Advogado é detido após desentendimento com segurança no STF
Em 25 de março de 2025, o desembargador aposentado Sebastião Coelho, então advogado do ex-assessor da Presidência Filipe Martins, foi temporariamente detido nas dependências do STF após tentar acessar uma sessão de julgamento. A Polícia Judicial afirmou que houve desacato. A Presidência do STF lavrou boletim de ocorrência por ordem de Luís Roberto Barroso. Juristas consultados pela Gazeta do Povo criticaram a detenção como uma afronta à advocacia.
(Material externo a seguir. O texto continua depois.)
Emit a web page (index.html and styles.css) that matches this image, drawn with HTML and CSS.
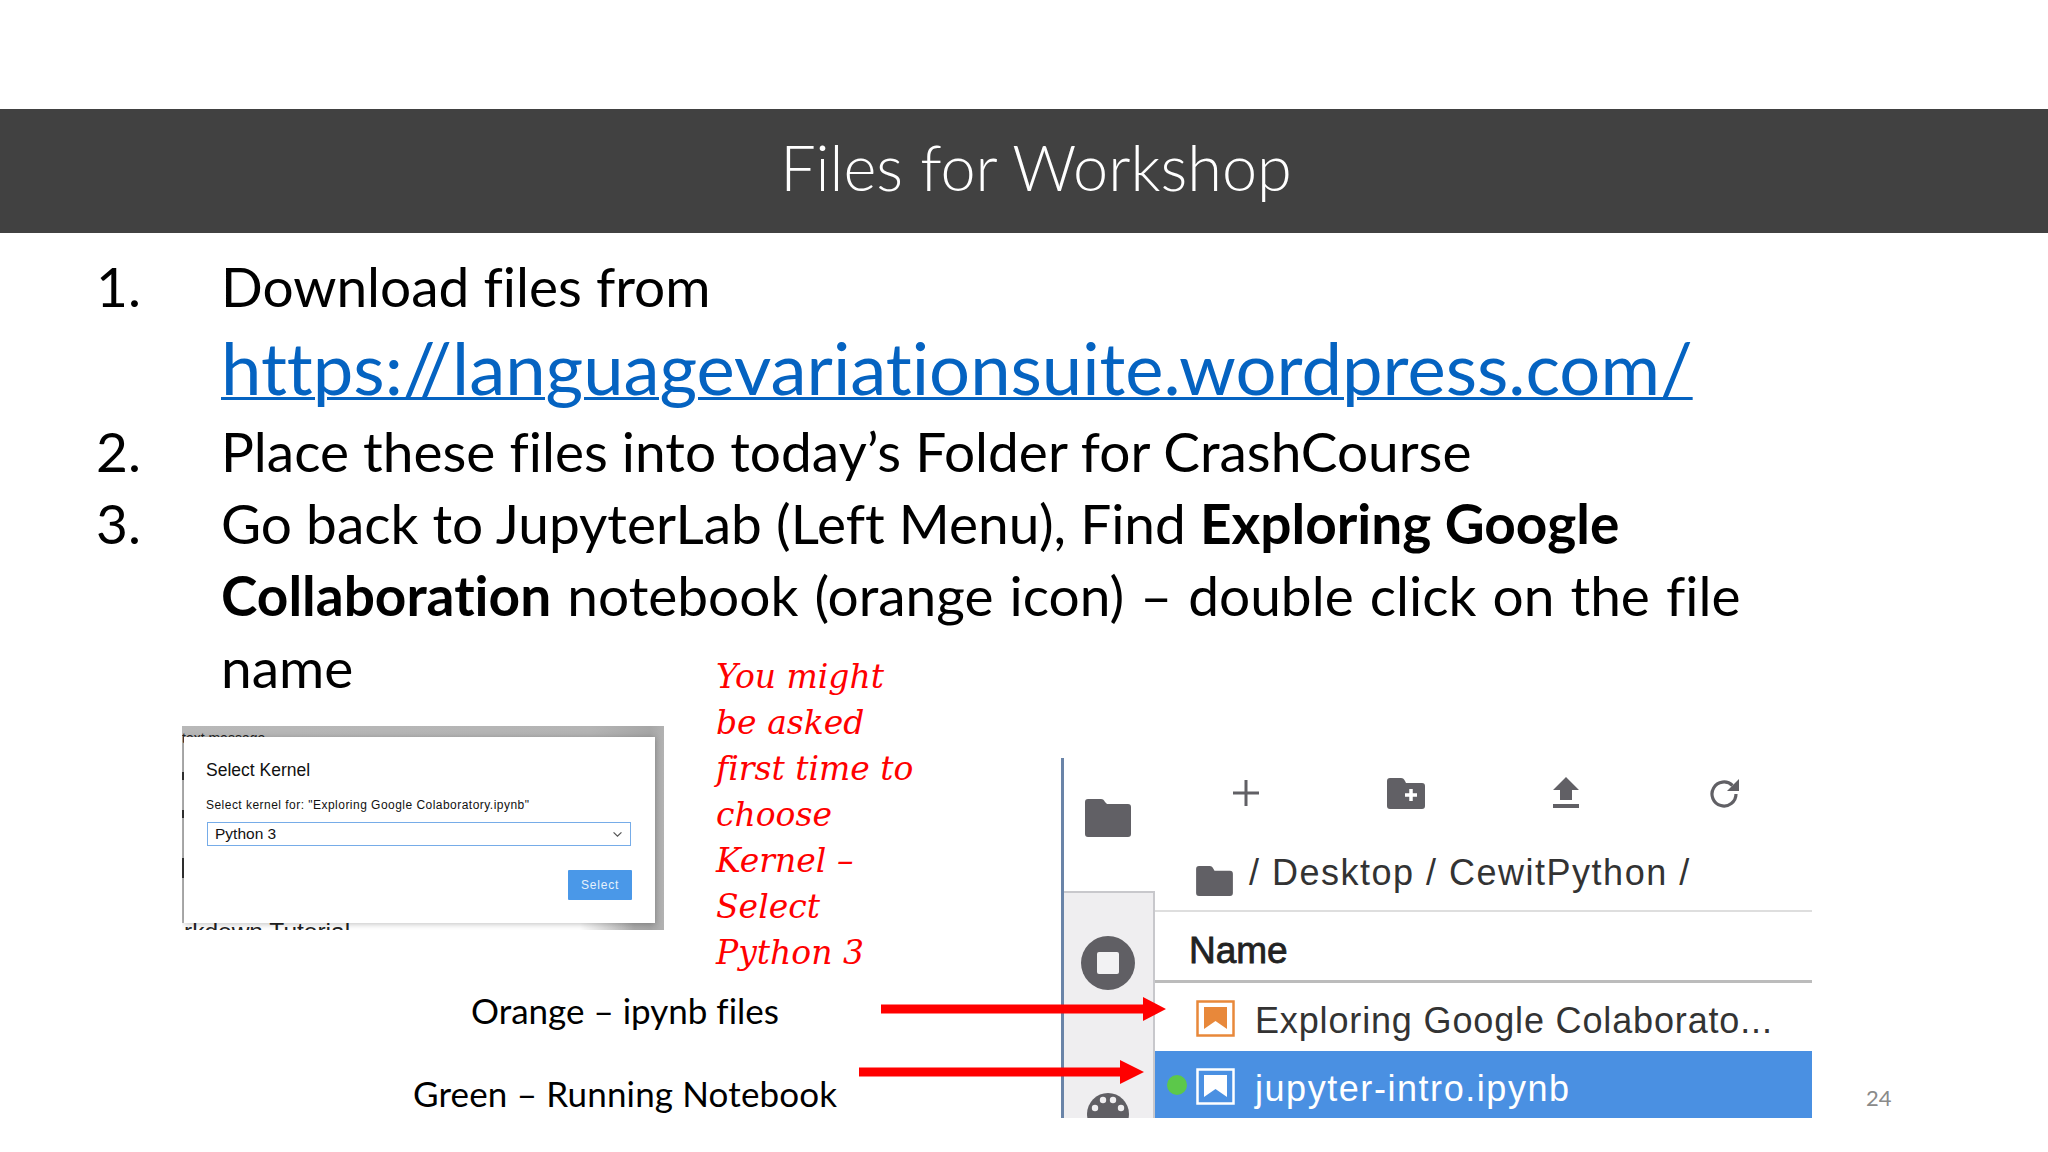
FILE: index.html
```html
<!DOCTYPE html>
<html lang="en">
<head>
<meta charset="utf-8">
<title>Files for Workshop</title>
<link rel="stylesheet" href="styles.css">
</head>
<body>
<div class="slide">
  <header class="banner"><h1 class="banner-title">Files for Workshop</h1></header>

  <ol class="steps">
    <li class="step">
      <span class="step-num">1.</span>
      <div class="step-body">
        <p class="step-line">Download files from</p>
        <p class="step-url"><a class="url-link" href="#">https://languagevariationsuite.wordpress.com/</a></p>
      </div>
    </li>
    <li class="step">
      <span class="step-num">2.</span>
      <div class="step-body"><p class="step-line">Place these files into today’s Folder for CrashCourse</p></div>
    </li>
    <li class="step">
      <span class="step-num">3.</span>
      <div class="step-body">
        <p class="step-line">Go back to JupyterLab (Left Menu), Find <b>Exploring Google</b></p>
        <p class="step-line step-line-wide"><b>Collaboration</b> notebook (orange icon) – double click on the file</p>
        <p class="step-line">name</p>
      </div>
    </li>
  </ol>

  <div class="shot-kernel">
    <span class="behind behind-top">text message</span>
    <span class="behind behind-bottom">rkdown Tutorial</span>
    <span class="behind-tick tick-a"></span>
    <span class="behind-tick tick-b"></span>
    <span class="behind-tick tick-c"></span>
    <div class="dialog">
      <div class="dialog-title">Select Kernel</div>
      <div class="dialog-sub">Select kernel for: "Exploring Google Colaboratory.ipynb"</div>
      <div class="dialog-select">
        <span>Python 3</span>
        <svg class="chev" viewBox="0 0 12 8"><path d="M1.5 1.5 6 6l4.500-4.500" fill="none" stroke="#555" stroke-width="1.400"/></svg>
      </div>
      <div class="dialog-actions"><span class="dialog-btn">Select</span></div>
    </div>
  </div>

  <div class="note">
    <span class="note-line">You might</span>
    <span class="note-line">be asked</span>
    <span class="note-line">first time to</span>
    <span class="note-line">choose</span>
    <span class="note-line">Kernel –</span>
    <span class="note-line">Select</span>
    <span class="note-line">Python 3</span>
  </div>

  <div class="shot-files">
    <aside class="side">
      <div class="side-top">
        <svg class="ic-side-folder" viewBox="0 0 46 38"><path d="M3 0h13c2 0 3 1 4 3l2 2h21c2 0 3 1 3 3v27c0 2-1 3-3 3H3c-2 0-3-1-3-3V3c0-2 1-3 3-3z" fill="#616065"/></svg>
      </div>
      <div class="side-bottom">
        <svg class="ic-stop" viewBox="0 0 54 54"><circle cx="27" cy="27" r="27" fill="#605f64"/><rect x="16" y="16" width="22" height="22" rx="2" fill="#f2f2f3"/></svg>
        <svg class="ic-palette" viewBox="0 0 42 42"><circle cx="21" cy="21" r="21" fill="#605f64"/><circle cx="8" cy="15" r="3.200" fill="#efeef0"/><circle cx="16" cy="7" r="3.200" fill="#efeef0"/><circle cx="26" cy="7" r="3.200" fill="#efeef0"/><circle cx="34" cy="15" r="3.200" fill="#efeef0"/></svg>
      </div>
    </aside>
    <div class="browser">
      <div class="tools">
        <svg class="tool" viewBox="0 0 32 32"><path d="M16 3v26M3 16h26" stroke="#616065" stroke-width="3" fill="none"/></svg>
        <svg class="tool tool-folder" viewBox="0 0 38 31"><path d="M3 0h11c2 0 3 1 4 3l1 2h16c2 0 3 1 3 3v20c0 2-1 3-3 3H3c-2 0-3-1-3-3V3c0-2 1-3 3-3z" fill="#616065"/><path d="M24 11v12M18 17h12" stroke="#fff" stroke-width="3.500"/></svg>
        <svg class="tool" viewBox="0 0 32 32"><path d="M16 0 29 13h-7v10H10V13H3z" fill="#616065"/><rect x="3" y="27" width="26" height="4" fill="#616065"/></svg>
        <svg class="tool" viewBox="0 0 32 32"><path d="M27 17a12 12 0 1 1-3.500-8.500" fill="none" stroke="#616065" stroke-width="3.200"/><path d="M30 2v12H18z" fill="#616065"/></svg>
      </div>
      <div class="crumbs">
        <svg class="ic-crumb" viewBox="0 0 38 31"><path d="M3 0h11c2 0 3 1 4 3l1 2h16c2 0 3 1 3 3v20c0 2-1 3-3 3H3c-2 0-3-1-3-3V3c0-2 1-3 3-3z" fill="#616065"/></svg>
        <span class="crumb-text">/ Desktop / CewitPython /</span>
      </div>
      <div class="col-head">Name</div>
      <div class="row">
        <svg class="ic-nb" viewBox="0 0 39 37"><rect x="1.500" y="1.500" width="36" height="34" fill="none" stroke="#e8883a" stroke-width="2.500"/><path d="M8 7h23v22l-11.500-8L8 29z" fill="#e8883a"/></svg>
        <span class="row-text row-text-a">Exploring Google Colaborato...</span>
      </div>
      <div class="row row-active">
        <span class="dot"></span>
        <svg class="ic-nb" viewBox="0 0 39 37"><rect x="1.500" y="1.500" width="36" height="34" fill="none" stroke="#fff" stroke-width="2.500"/><path d="M8 7h23v22l-11.500-8L8 29z" fill="#fff"/></svg>
        <span class="row-text row-text-b">jupyter-intro.ipynb</span>
      </div>
    </div>
  </div>

  <span class="label label-orange">Orange – ipynb files</span>
  <span class="label label-green">Green – Running Notebook</span>
  <svg class="arrow arrow-orange" viewBox="0 0 285 24"><path d="M0 7.500h262V0l23 12-23 12v-7.500H0z" fill="#f00"/></svg>
  <svg class="arrow arrow-green" viewBox="0 0 285 24"><path d="M0 7.500h261V0l24 12-24 12v-7.500H0z" fill="#f00"/></svg>
  <span class="page-num">24</span>
</div>
</body>
</html>
```

FILE: styles.css
```css
* { box-sizing: border-box; }
html, body { margin: 0; padding: 0; background: #fff; }
.slide {
  position: relative;
  width: 2048px;
  height: 1152px;
  overflow: hidden;
  background: #fff;
  font-family: Lato, "Open Sans", sans-serif;
  font-variant-ligatures: none;
  color: #000;
  padding-top: 109px;
}

/* Banner */
.banner {
  height: 124px;
  background: #414141;
  display: flex;
  align-items: center;
  justify-content: center;
  padding: 0 0 10px 24px;
}
.banner-title {
  margin: 0;
  font-size: 63px;
  font-weight: 300;
  color: #fff;
  line-height: 1;
}

/* Numbered list */
.steps {
  list-style: none;
  margin: 0;
  padding: 17px 0 0 96px;
  display: flex;
  flex-direction: column;
}
.step {
  display: grid;
  grid-template-columns: 125px 1fr;
}
.step-num { font-size: 55px; line-height: 72px; }
.step-line {
  margin: 0;
  font-size: 55px;
  line-height: 72px;
  white-space: nowrap;
}
.step-line-wide { word-spacing: 2px; }
.step-url {
  margin: 4px 0 7px;
  font-size: 72.4px;
  line-height: 82px;
  white-space: nowrap;
}
.url-link { color: #0563c1; text-decoration: underline; text-decoration-thickness: 3px; }

/* Kernel dialog screenshot */
.shot-kernel {
  position: absolute;
  left: 182px;
  top: 726px;
  width: 482px;
  height: 204px;
  overflow: hidden;
  background: linear-gradient(90deg, #b8b8b8 0%, #b4b4b4 85%, #a6a6a6 97%, #b2b2b2 100%);
}
.shot-kernel::after {
  content: "";
  position: absolute;
  left: 0;
  bottom: 0;
  width: 452px;
  height: 7px;
  background: linear-gradient(90deg, #fff 88%, rgba(255, 255, 255, 0) 100%);
}
.behind { position: absolute; font-family: "Liberation Sans", sans-serif; color: #222; white-space: nowrap; }
.behind-top { left: 0; top: 5px; font-size: 14px; line-height: 14px; }
.behind-bottom { left: 2px; top: 192px; font-size: 24.5px; line-height: 28px; z-index: 1; }
.behind-tick { position: absolute; left: 0; width: 2px; background: #333; }
.tick-a { top: 46px; height: 8px; }
.tick-b { top: 84px; height: 8px; }
.tick-c { top: 132px; height: 20px; }
.dialog {
  position: absolute;
  left: 2px;
  top: 11px;
  width: 471px;
  height: 186px;
  background: #fff;
  box-shadow: 0 1px 6px rgba(0, 0, 0, .25);
  padding: 23px 22px 0 22px;
  font-family: "Liberation Sans", sans-serif;
  color: #111;
  z-index: 2;
}
.dialog-title { font-size: 17.5px; line-height: 20px; }
.dialog-sub { margin-top: 18px; font-size: 12px; line-height: 15px; letter-spacing: .47px; white-space: nowrap; }
.dialog-select {
  margin: 9px 0 0 1px;
  width: 424px;
  height: 24px;
  border: 1.500px solid #76ace8;
  padding: 0 7px;
  display: flex;
  align-items: center;
  justify-content: space-between;
  font-size: 15.5px;
}
.chev { width: 11px; height: 7px; }
.dialog-actions { margin-top: 24px; display: flex; justify-content: flex-end; padding-right: 1px; }
.dialog-btn {
  width: 64px;
  height: 30px;
  background: #4a98e8;
  border-radius: 1px;
  color: #e6f1fc;
  font-size: 12px;
  letter-spacing: .8px;
  display: flex;
  align-items: center;
  justify-content: center;
}

/* Handwritten note */
.note {
  position: absolute;
  left: 716px;
  top: 654px;
  display: flex;
  flex-direction: column;
  font-family: "DejaVu Serif", "Liberation Serif", serif;
  font-style: italic;
  color: #f00;
  font-size: 33px;
  line-height: 46px;
}
.note-line { white-space: nowrap; }

/* File browser screenshot */
.shot-files {
  position: absolute;
  left: 1061px;
  top: 758px;
  width: 751px;
  height: 360px;
  overflow: hidden;
  display: grid;
  grid-template-columns: 91px 1fr;
  border-left: 3px solid #6a84a8;
  background: #fff;
}
.side { display: flex; flex-direction: column; }
.side-top { height: 133px; padding: 41px 0 0 21px; }
.ic-side-folder { display: block; width: 46px; height: 38px; }
.side-bottom {
  flex: 1;
  background: #efeef0;
  border-top: 2.500px solid #c8c8cc;
  border-right: 2.500px solid #c8c8cc;
  display: flex;
  flex-direction: column;
  align-items: center;
  padding: 43px 2px 0 0;
  gap: 103px;
  overflow: hidden;
}
.ic-stop { width: 54px; height: 54px; flex: none; }
.ic-palette { width: 42px; height: 42px; flex: none; }
.browser { display: flex; flex-direction: column; font-family: "Liberation Sans", sans-serif; color: #333; }
.tools {
  height: 70px;
  padding-left: 10px;
  display: grid;
  grid-template-columns: 161px 160px 159px 160px;
  justify-items: center;
  align-items: center;
  flex: none;
}
.tool { width: 32px; height: 32px; }
.tool-folder { width: 38px; height: 31px; }
.crumbs {
  height: 84px;
  padding: 7px 0 0 41px;
  border-bottom: 2.500px solid #dedede;
  display: flex;
  align-items: center;
  gap: 16px;
  flex: none;
}
.ic-crumb { width: 37px; height: 30px; margin-top: 16px; }
.crumb-text { font-size: 36px; line-height: 40px; white-space: nowrap; letter-spacing: 1.5px; }
.col-head {
  height: 71px;
  padding-left: 34px;
  border-bottom: 3px solid #bcbcbc;
  font-size: 37px;
  line-height: 77px;
  font-weight: 400;
  -webkit-text-stroke: .8px #222;
  color: #222;
  flex: none;
}
.row {
  height: 68px;
  padding-left: 41px;
  display: flex;
  align-items: center;
  gap: 20px;
  position: relative;
  flex: none;
}
.ic-nb { width: 39px; height: 37px; flex: none; margin-top: 3px; }
.row-text { font-size: 36px; line-height: 40px; white-space: nowrap; margin-top: 8px; }
.row-text-a { letter-spacing: .85px; }
.row-text-b { letter-spacing: 1.55px; }
.row-active { height: 67px; background: #4a90e2; color: #fff; }
.dot {
  position: absolute;
  left: 12px;
  top: 24px;
  width: 20px;
  height: 20px;
  border-radius: 50%;
  background: #5cc84a;
}

/* Callouts */
.label { position: absolute; font-size: 35px; line-height: 40px; white-space: nowrap; }
.label-orange { left: 471px; top: 990px; }
.label-green { left: 413px; top: 1073px; letter-spacing: .15px; }
.arrow { position: absolute; width: 285px; height: 24px; }
.arrow-orange { left: 881px; top: 997px; }
.arrow-green { left: 859px; top: 1060px; }
.page-num { position: absolute; left: 1866px; top: 1084px; font-size: 22px; line-height: 28px; color: #8a8a8a; }
```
“Não vou permitir que faça circo no meu tribunal”: Moraes ameaça cortar microfone de defensor
Durante um depoimento do general Freire Gomes, em 19 de maio de 2025, o advogado Eumar Novacki, que defendia Anderson Torres, foi interrompido bruscamente por Alexandre de Moraes. “Não vou permitir que faça circo aqui no meu tribunal”, afirmou Moraes, acusando o advogado de repetir uma pergunta diversas vezes para tentar induzir a testemunha. O ministro ainda ameaçou cortar seu microfone.
“Enquanto eu falo, o senhor fica quieto”: Moraes repreende advogado em audiência no STF
Em 14 de julho de 2025, no interrogatório de Mauro Cid, o advogado Jeffrey Chiquini, que defendia Filipe Martins, foi repreendido de forma ríspida por Moraes: “Enquanto eu falo, o senhor fica quieto. Não vamos tumultuar, doutor”.
Em outro momento, ao ser questionado sobre a inclusão de Filipe Martins em um dos núcleos da denúncia, Moraes ironizou: “Não é o senhor que vai ditar se a PGR deve denunciar seu cliente no núcleo um, dois ou três. O senhor deveria ter prestado concurso para o Ministério Público”.
Moraes corta microfone de advogado após crítica à PGR
Em outra sessão dois dias depois, em 16 de julho de 2025, Moraes silenciou o microfone de Chiquini, que questionava o general G. Dias sobre a atuação da Abin antes do 8 de janeiro, após um desentendimento entre os dois. Moraes disse secamente: “Cassei a palavra”.
Moraes destitui advogados de Filipe Martins e nomeia Defensoria
No dia 9 de outubro de 2025, Moraes tomou uma decisão inédita: destituiu os advogados Jeffrey Chiquini e Ricardo Scheiffer, que defendiam Filipe Martins, alegando “manobra procrastinatória” no processo. Nomeou a Defensoria Pública para atuar no caso. A medida gerou forte reação da comunidade jurídica, e Moraes voltou atrás um dia depois.